↓

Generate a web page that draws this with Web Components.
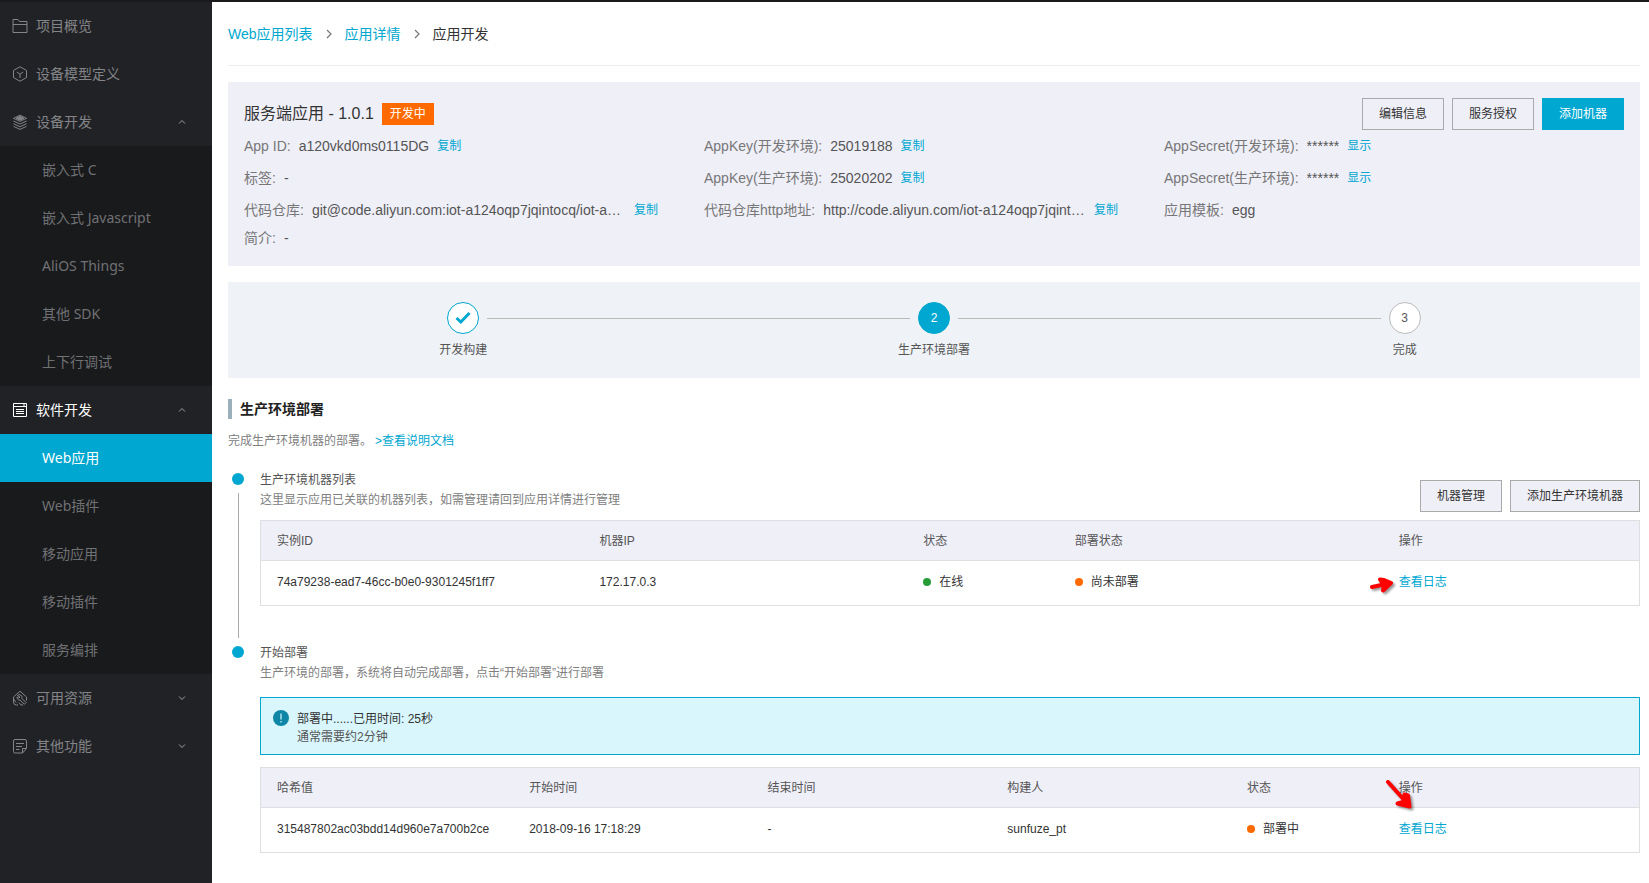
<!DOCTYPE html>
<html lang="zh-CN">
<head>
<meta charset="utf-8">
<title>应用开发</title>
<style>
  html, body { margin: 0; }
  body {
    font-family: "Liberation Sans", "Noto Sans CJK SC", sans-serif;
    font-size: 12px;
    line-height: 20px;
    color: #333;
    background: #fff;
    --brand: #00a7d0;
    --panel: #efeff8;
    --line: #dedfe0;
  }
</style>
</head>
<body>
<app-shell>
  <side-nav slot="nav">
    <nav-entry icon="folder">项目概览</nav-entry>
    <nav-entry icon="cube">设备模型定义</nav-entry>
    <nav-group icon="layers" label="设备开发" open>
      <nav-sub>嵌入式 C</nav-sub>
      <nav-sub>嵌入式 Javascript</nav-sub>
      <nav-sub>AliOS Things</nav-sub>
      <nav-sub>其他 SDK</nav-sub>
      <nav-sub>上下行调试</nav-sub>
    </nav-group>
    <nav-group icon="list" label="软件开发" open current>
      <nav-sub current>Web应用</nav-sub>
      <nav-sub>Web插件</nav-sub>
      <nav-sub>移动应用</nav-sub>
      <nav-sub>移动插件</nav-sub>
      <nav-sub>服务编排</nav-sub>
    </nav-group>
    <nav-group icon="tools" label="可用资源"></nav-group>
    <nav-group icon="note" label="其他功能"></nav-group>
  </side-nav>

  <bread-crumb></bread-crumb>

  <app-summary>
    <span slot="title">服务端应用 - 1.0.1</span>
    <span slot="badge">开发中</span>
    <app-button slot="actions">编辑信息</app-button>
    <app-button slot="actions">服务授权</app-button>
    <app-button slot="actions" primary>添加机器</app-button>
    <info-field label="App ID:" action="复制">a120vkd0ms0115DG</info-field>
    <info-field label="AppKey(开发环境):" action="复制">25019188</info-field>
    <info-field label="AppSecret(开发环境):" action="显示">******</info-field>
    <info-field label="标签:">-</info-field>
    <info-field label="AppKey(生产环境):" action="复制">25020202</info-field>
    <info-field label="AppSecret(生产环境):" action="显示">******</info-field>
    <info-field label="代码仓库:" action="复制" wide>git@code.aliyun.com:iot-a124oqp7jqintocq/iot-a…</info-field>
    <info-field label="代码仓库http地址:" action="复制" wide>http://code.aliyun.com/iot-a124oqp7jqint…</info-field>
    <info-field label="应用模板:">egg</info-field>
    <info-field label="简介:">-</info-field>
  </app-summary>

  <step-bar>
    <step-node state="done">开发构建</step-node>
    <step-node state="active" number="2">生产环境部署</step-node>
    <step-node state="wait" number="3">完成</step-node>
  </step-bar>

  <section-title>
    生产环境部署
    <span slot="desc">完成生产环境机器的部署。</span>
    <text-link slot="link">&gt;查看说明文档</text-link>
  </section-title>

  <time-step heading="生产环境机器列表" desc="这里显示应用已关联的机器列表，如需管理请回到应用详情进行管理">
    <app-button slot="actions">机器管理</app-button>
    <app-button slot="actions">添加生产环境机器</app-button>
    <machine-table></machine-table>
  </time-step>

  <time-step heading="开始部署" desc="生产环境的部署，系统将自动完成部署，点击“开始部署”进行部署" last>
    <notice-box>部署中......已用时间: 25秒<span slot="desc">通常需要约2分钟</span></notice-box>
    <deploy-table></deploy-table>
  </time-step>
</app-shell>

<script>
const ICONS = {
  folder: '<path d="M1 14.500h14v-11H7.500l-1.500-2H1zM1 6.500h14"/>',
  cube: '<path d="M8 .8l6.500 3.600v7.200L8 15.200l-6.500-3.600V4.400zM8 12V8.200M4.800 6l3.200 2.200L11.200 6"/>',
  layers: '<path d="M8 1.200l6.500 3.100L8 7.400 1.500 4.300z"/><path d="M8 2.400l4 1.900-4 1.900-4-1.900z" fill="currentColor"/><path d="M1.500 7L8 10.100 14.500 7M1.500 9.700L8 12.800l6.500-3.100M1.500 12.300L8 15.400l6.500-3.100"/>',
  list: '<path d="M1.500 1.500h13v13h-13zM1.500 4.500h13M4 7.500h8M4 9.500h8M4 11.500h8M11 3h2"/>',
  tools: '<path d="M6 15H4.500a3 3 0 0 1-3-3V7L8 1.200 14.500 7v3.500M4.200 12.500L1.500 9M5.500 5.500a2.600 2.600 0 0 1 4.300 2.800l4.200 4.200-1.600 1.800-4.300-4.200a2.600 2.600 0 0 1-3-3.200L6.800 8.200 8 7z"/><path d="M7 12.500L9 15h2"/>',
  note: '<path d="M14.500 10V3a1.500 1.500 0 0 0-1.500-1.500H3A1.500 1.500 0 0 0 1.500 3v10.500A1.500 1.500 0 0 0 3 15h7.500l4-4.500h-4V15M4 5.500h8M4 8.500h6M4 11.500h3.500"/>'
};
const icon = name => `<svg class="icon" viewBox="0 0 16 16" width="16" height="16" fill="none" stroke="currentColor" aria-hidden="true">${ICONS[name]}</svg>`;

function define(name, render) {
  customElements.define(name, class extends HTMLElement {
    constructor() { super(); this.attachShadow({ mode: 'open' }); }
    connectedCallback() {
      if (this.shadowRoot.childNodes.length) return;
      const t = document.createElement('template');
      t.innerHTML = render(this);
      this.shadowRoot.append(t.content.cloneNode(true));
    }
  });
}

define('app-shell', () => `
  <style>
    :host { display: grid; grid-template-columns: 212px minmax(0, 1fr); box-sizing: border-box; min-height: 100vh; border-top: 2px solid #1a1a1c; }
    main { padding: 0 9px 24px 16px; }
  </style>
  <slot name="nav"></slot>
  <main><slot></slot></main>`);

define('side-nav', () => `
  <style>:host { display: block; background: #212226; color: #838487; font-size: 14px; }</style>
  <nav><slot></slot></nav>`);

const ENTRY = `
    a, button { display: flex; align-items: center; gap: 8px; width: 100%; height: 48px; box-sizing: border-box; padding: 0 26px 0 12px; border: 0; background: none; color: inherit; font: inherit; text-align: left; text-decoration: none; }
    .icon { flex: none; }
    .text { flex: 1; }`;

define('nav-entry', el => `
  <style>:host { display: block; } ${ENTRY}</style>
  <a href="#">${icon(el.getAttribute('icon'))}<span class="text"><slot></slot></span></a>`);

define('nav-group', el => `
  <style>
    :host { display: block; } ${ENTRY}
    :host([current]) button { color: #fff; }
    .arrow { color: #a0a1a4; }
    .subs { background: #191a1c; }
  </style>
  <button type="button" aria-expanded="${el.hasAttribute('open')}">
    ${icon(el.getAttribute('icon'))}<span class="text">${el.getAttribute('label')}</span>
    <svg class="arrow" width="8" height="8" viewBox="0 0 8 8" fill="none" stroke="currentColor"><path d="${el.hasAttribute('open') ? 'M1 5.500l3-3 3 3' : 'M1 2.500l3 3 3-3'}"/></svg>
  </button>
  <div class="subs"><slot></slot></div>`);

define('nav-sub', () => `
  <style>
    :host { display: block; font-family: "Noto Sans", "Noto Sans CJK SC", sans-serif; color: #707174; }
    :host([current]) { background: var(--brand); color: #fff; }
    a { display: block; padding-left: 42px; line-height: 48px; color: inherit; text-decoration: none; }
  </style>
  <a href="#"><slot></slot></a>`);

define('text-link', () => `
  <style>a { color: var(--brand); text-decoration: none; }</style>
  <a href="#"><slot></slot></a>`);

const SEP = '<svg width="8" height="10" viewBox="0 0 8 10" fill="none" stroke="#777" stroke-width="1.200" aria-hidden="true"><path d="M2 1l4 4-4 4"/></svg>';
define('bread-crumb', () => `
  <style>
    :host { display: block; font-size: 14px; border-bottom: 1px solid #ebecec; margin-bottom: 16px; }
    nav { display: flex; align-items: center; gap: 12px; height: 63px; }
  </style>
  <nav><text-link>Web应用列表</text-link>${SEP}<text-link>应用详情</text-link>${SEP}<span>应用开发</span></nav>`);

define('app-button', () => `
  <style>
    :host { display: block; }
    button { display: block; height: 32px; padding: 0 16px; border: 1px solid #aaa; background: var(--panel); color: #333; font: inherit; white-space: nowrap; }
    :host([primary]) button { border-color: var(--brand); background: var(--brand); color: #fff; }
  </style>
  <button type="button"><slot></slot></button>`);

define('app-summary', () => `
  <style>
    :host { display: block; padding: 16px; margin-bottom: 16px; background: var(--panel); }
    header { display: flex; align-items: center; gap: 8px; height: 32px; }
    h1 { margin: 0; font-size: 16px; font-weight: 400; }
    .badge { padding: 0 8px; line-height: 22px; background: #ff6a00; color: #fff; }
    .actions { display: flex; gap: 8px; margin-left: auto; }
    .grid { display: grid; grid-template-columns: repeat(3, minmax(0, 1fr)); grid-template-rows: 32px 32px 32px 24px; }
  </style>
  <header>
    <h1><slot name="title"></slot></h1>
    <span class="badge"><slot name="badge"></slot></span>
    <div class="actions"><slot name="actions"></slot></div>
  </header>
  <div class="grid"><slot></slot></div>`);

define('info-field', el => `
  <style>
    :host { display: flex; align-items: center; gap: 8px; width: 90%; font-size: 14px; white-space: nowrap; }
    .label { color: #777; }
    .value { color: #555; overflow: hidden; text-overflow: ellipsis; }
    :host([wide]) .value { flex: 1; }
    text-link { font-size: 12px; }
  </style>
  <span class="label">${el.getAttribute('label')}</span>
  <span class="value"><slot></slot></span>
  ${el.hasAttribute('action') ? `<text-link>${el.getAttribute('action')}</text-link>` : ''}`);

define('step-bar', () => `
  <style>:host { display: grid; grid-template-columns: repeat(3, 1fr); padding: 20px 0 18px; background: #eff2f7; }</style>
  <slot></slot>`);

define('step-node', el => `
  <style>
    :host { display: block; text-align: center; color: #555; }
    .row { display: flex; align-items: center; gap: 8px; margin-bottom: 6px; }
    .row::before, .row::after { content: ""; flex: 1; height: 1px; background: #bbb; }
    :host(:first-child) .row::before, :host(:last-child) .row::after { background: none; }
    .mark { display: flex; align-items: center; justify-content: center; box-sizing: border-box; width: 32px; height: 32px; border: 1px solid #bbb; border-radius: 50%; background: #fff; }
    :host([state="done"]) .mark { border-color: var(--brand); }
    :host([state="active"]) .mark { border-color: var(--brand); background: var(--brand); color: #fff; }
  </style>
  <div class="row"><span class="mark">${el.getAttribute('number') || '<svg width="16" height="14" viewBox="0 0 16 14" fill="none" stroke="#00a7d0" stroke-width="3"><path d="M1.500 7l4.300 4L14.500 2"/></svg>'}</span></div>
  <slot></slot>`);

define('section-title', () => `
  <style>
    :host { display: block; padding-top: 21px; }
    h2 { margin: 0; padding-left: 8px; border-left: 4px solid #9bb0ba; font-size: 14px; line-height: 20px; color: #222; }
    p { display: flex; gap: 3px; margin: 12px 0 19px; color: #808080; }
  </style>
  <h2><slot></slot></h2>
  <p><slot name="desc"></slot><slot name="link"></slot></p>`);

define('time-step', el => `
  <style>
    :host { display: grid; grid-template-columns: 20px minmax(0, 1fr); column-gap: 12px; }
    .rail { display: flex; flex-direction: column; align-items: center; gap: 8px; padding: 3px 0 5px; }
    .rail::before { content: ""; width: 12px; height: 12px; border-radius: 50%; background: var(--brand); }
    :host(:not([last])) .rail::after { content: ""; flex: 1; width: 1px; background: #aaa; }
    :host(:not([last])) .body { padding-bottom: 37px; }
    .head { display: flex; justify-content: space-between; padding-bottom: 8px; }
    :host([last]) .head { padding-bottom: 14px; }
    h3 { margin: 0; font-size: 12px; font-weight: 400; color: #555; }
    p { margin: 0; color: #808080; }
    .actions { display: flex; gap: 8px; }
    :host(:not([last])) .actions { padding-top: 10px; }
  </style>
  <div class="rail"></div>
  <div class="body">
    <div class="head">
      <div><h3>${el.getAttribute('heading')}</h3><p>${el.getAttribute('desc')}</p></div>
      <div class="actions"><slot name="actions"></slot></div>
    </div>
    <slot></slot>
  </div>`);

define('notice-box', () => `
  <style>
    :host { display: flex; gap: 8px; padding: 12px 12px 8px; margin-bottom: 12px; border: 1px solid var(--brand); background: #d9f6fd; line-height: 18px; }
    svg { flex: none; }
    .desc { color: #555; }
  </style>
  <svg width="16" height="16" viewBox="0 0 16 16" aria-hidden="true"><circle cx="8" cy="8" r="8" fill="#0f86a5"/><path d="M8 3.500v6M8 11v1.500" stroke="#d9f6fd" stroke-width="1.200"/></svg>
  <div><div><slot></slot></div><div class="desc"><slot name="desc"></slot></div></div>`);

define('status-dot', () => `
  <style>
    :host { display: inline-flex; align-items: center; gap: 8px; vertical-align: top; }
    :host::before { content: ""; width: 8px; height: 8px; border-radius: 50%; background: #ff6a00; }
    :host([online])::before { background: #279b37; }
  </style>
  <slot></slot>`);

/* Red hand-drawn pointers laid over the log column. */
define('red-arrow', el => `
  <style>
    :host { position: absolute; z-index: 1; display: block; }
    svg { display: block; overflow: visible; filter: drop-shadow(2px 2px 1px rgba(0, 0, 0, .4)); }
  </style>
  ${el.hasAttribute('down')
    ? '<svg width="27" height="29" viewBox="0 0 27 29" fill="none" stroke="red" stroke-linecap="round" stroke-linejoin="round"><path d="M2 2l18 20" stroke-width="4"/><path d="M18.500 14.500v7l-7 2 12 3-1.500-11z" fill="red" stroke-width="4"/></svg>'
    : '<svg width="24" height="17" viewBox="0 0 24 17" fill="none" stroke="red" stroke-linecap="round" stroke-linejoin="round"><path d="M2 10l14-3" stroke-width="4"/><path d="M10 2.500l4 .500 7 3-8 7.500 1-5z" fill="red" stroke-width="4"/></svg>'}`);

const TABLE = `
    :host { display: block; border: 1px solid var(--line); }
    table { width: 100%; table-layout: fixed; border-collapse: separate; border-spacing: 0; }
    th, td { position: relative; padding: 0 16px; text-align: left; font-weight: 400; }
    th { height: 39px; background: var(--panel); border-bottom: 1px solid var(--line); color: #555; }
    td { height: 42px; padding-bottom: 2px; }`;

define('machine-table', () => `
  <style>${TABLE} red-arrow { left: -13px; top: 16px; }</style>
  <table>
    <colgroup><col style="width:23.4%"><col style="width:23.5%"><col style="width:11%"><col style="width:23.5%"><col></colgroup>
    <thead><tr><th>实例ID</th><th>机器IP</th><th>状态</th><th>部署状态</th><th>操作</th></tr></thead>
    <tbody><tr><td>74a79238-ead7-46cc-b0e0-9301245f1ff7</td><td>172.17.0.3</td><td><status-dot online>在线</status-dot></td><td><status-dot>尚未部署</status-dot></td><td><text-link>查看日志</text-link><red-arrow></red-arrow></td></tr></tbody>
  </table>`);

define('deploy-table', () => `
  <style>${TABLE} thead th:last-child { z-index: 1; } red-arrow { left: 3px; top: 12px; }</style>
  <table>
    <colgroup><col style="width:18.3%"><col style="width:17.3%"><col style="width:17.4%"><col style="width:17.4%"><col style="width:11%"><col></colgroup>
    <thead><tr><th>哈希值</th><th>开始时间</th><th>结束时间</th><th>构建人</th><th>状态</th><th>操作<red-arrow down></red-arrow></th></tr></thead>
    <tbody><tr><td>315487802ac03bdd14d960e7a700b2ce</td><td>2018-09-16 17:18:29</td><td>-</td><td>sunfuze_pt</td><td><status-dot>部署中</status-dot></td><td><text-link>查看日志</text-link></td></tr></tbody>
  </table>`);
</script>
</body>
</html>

↑

→ **TASK STATEMENT**:
List all lines holding the string "this".

→ **COMPLETE RESPONSE**:
Generate a web page that draws this with Web Components.
    constructor() { super(); this.attachShadow({ mode: 'open' }); }
      if (this.shadowRoot.childNodes.length) return;
      t.innerHTML = render(this);
      this.shadowRoot.append(t.content.cloneNode(true));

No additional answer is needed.